Brief:
Check each line below for the word "component" and give the number of lines that have it, nothing more.

Data entries:
########
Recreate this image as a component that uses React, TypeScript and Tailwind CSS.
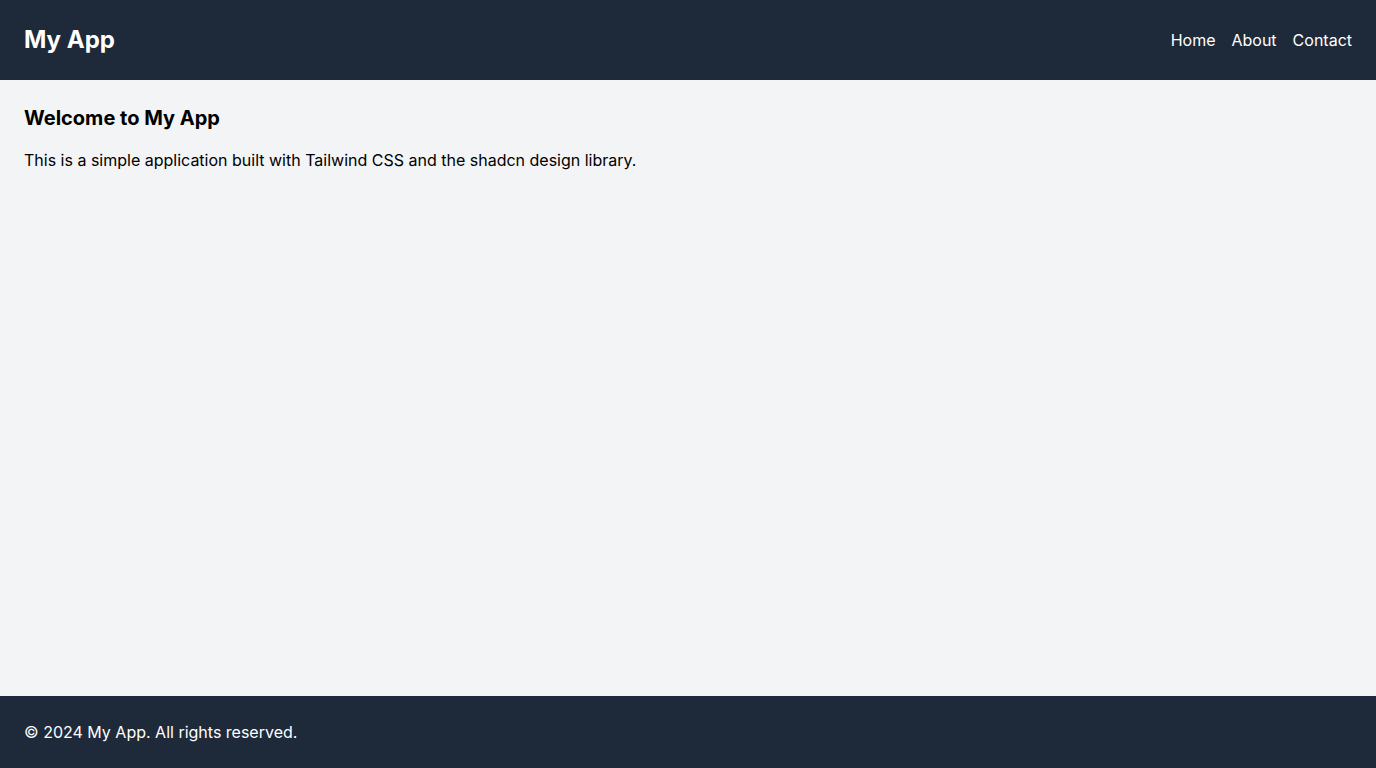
########
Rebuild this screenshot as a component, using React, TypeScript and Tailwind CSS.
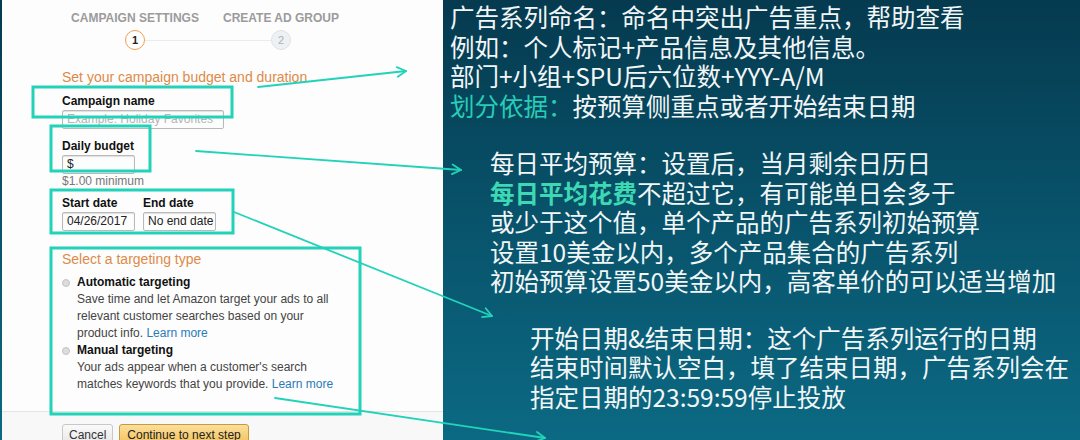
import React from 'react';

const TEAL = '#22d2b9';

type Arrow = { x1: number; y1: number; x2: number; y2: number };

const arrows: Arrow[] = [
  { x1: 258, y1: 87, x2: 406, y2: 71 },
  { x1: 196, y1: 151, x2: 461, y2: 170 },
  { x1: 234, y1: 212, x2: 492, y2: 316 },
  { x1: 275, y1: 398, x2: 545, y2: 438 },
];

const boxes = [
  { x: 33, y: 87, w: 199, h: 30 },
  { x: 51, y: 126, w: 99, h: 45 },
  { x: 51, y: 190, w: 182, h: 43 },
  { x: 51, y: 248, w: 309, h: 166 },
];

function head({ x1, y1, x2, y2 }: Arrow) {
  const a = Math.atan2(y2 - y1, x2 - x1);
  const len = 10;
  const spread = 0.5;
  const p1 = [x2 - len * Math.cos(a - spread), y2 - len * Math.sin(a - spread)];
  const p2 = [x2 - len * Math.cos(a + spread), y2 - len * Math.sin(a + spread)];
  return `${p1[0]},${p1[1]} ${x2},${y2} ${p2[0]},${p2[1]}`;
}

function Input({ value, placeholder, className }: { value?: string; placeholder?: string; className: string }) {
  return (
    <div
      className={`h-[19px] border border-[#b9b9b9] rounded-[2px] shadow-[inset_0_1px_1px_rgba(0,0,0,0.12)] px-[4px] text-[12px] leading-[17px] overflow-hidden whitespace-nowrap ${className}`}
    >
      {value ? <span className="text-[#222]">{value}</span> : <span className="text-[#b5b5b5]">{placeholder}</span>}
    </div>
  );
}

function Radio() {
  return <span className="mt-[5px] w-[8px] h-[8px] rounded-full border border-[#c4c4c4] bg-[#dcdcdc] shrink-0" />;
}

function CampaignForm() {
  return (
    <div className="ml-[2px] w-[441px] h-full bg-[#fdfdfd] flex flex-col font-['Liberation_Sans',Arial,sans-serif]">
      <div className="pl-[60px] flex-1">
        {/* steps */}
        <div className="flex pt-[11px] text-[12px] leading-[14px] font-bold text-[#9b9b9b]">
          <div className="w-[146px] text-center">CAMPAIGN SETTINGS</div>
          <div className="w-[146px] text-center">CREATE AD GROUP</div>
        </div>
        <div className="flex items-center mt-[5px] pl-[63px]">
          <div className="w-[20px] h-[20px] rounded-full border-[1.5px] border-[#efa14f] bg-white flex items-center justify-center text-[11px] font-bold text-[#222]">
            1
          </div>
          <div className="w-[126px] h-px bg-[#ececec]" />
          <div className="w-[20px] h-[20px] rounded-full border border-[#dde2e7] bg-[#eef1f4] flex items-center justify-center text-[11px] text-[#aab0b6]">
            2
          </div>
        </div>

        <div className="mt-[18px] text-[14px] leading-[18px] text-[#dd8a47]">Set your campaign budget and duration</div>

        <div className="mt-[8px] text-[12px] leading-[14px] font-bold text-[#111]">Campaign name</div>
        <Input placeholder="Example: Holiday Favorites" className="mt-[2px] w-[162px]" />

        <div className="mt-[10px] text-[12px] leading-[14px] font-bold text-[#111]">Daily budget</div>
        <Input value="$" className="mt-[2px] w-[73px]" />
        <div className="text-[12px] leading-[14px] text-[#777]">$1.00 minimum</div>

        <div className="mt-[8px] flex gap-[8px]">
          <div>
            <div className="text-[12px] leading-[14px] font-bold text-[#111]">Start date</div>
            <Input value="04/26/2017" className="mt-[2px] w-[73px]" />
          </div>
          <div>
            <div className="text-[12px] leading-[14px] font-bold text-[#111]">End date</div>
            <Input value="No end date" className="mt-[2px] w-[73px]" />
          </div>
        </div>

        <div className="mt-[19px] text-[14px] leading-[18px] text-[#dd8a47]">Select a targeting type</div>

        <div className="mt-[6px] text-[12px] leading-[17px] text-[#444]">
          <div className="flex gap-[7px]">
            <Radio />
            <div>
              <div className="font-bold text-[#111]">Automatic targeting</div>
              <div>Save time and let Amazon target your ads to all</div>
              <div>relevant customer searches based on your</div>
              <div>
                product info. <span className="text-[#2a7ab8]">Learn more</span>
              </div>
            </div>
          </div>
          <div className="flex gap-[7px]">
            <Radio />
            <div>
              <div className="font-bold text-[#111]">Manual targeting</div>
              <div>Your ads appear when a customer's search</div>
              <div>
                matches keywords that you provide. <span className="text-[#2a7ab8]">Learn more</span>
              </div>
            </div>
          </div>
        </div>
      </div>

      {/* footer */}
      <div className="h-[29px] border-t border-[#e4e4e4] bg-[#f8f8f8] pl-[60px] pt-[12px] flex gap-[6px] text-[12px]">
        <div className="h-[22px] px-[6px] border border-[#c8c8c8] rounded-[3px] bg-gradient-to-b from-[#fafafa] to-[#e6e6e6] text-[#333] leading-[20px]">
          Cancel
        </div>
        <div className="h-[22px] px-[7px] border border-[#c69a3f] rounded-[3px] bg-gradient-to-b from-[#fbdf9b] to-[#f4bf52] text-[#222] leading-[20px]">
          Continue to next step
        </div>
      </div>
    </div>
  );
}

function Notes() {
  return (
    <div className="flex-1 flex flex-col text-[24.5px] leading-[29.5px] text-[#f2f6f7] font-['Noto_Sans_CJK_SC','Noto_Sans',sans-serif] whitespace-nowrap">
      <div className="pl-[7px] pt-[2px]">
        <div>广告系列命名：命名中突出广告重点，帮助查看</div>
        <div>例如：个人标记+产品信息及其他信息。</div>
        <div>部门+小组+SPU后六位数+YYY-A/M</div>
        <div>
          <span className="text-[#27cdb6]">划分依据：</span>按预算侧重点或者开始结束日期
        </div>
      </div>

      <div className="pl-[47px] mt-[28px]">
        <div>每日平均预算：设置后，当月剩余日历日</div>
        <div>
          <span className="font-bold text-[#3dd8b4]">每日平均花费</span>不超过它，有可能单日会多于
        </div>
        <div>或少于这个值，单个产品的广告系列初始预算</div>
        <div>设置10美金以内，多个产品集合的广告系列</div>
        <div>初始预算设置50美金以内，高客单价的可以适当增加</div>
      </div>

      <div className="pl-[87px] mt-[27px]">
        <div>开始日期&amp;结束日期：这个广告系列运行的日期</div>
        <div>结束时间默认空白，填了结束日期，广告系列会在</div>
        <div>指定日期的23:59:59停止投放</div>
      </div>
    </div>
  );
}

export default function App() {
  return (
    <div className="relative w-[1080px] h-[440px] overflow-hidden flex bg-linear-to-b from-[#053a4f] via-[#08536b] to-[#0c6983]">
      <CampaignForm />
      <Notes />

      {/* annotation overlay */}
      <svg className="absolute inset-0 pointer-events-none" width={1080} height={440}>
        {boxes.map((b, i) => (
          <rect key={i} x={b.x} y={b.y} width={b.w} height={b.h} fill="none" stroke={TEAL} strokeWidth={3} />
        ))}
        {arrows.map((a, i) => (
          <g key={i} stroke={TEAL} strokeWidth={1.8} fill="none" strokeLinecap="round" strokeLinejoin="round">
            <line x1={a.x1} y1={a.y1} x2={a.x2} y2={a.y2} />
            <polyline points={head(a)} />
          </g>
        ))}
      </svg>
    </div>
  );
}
########
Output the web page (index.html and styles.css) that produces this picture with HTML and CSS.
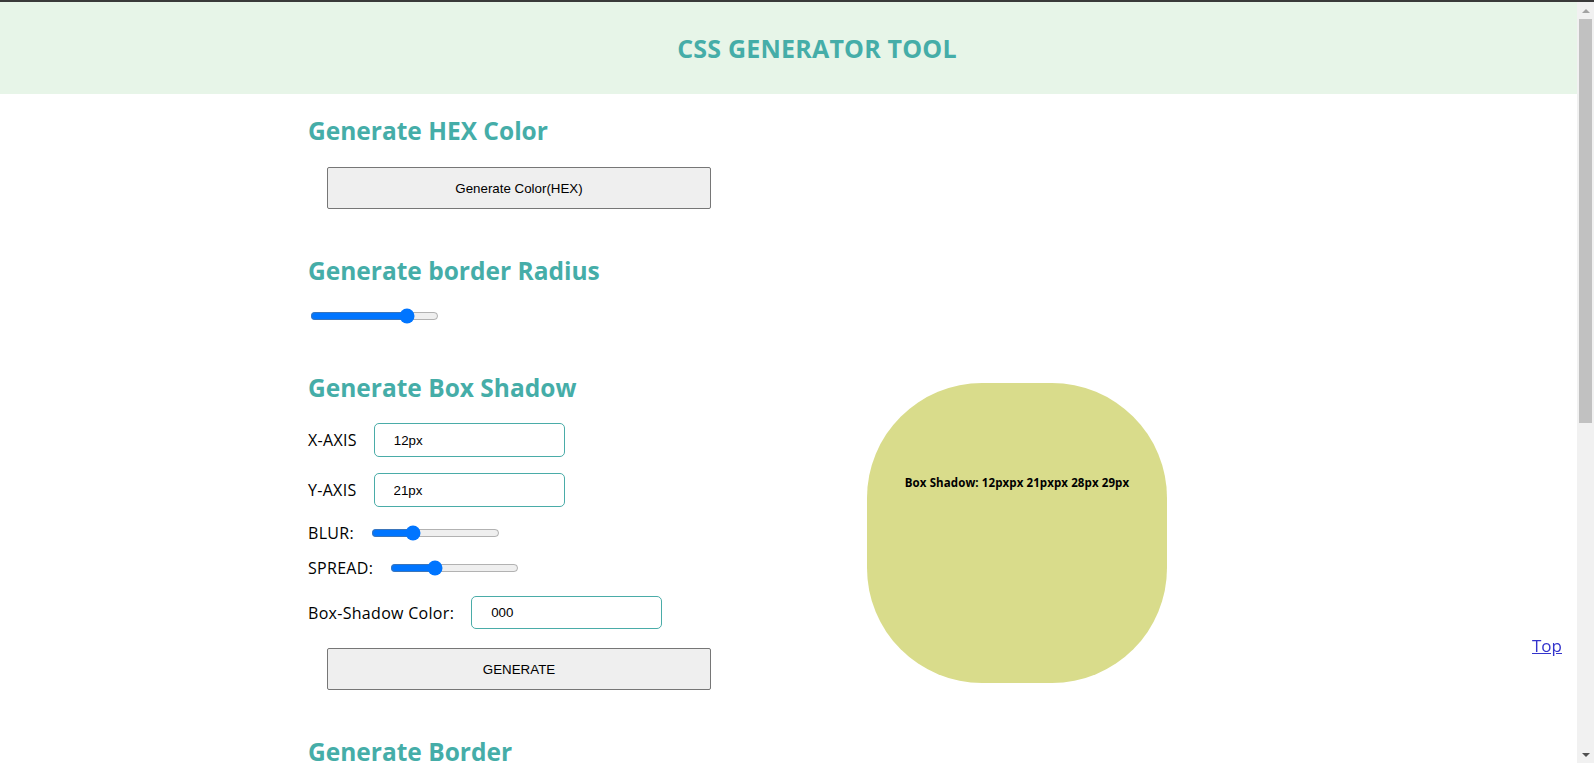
########
Problem solution:
2